• Short task: Work out the number of lines containing "React". Give that number alone.

++++++++++

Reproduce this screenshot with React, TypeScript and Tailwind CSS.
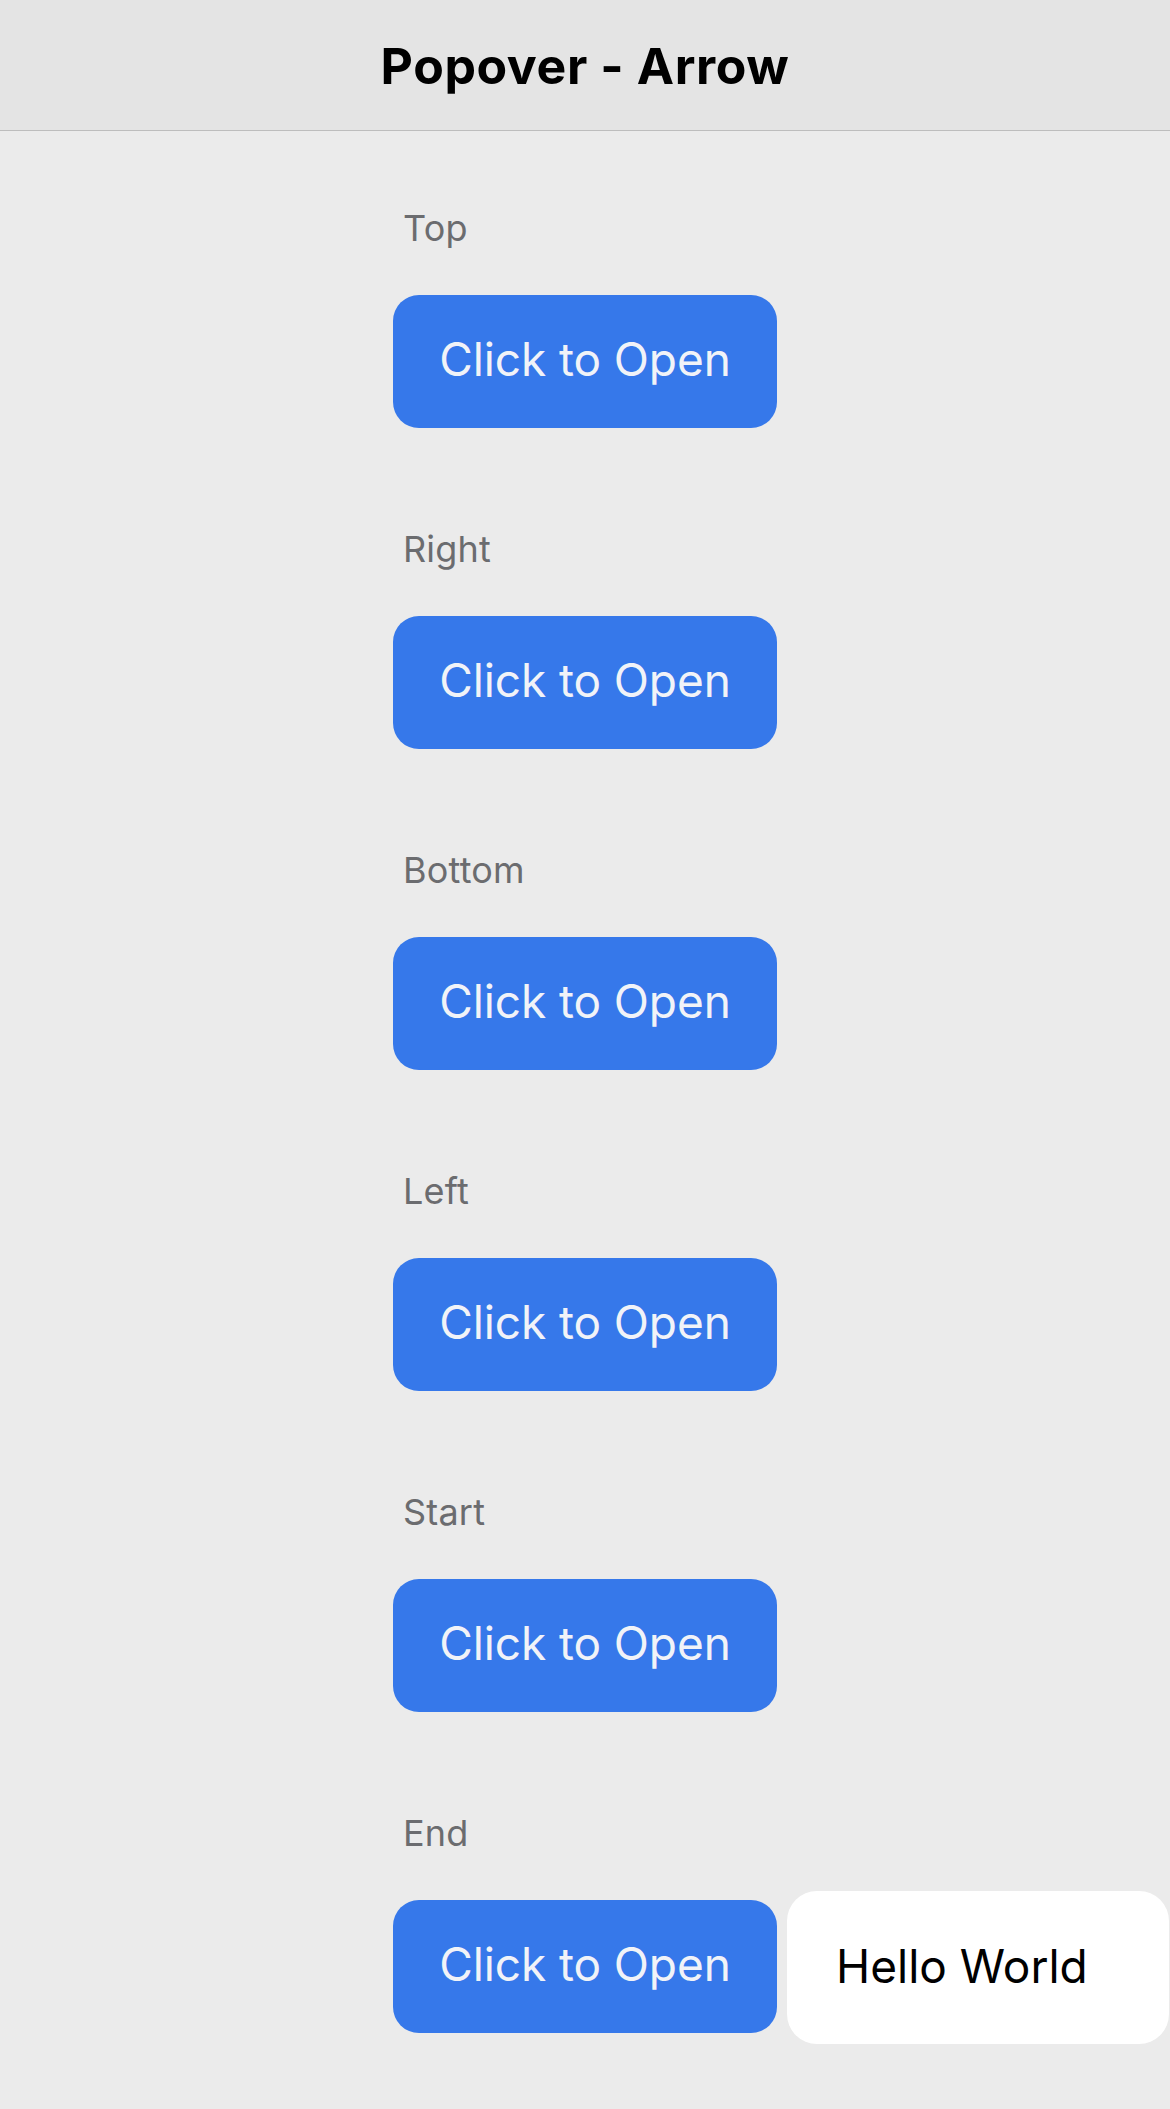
import React from 'react';

const placements = ['Top', 'Right', 'Bottom', 'Left', 'Start', 'End'];

function PopoverRow({ label, open }: { label: string; open?: boolean }) {
  return (
    <section className="flex flex-col">
      <span className="pl-[10px] text-[36px] leading-[42px] text-[#6b6c6f] tracking-[0.2px]">{label}</span>
      <div className="relative mt-[46px]">
        <button className="h-[133px] w-[384px] rounded-[26px] bg-[#3678ea] pb-[5px] text-[46px] text-[#f1f3f8] tracking-[-0.1px]">
          Click to Open
        </button>
        {open && (
          <div className="absolute left-[394px] top-[-9px] flex h-[153px] w-[382px] items-center rounded-[30px] bg-white pb-[3px] pl-[49px] text-[46px] text-black tracking-[0px]">
            Hello World
          </div>
        )}
      </div>
    </section>
  );
}

export default function App() {
  return (
    <div className="min-h-[2109px] w-full bg-[#ebebeb] font-['Inter','Noto_Sans',sans-serif] overflow-hidden">
      <header className="flex h-[131px] items-center justify-center border-b border-[#bdbdbd] bg-[#e4e4e4]">
        <h1 className="pt-[2px] text-[50px] font-bold tracking-[0.6px] text-black">Popover - Arrow</h1>
      </header>
      <main className="mx-auto flex w-[384px] flex-col gap-[100px] pt-[76px]">
        {placements.map((p) => (
          <PopoverRow key={p} label={p} open={p === 'End'} />
        ))}
      </main>
    </div>
  );
}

++++++++++

• Output for this exercise: 2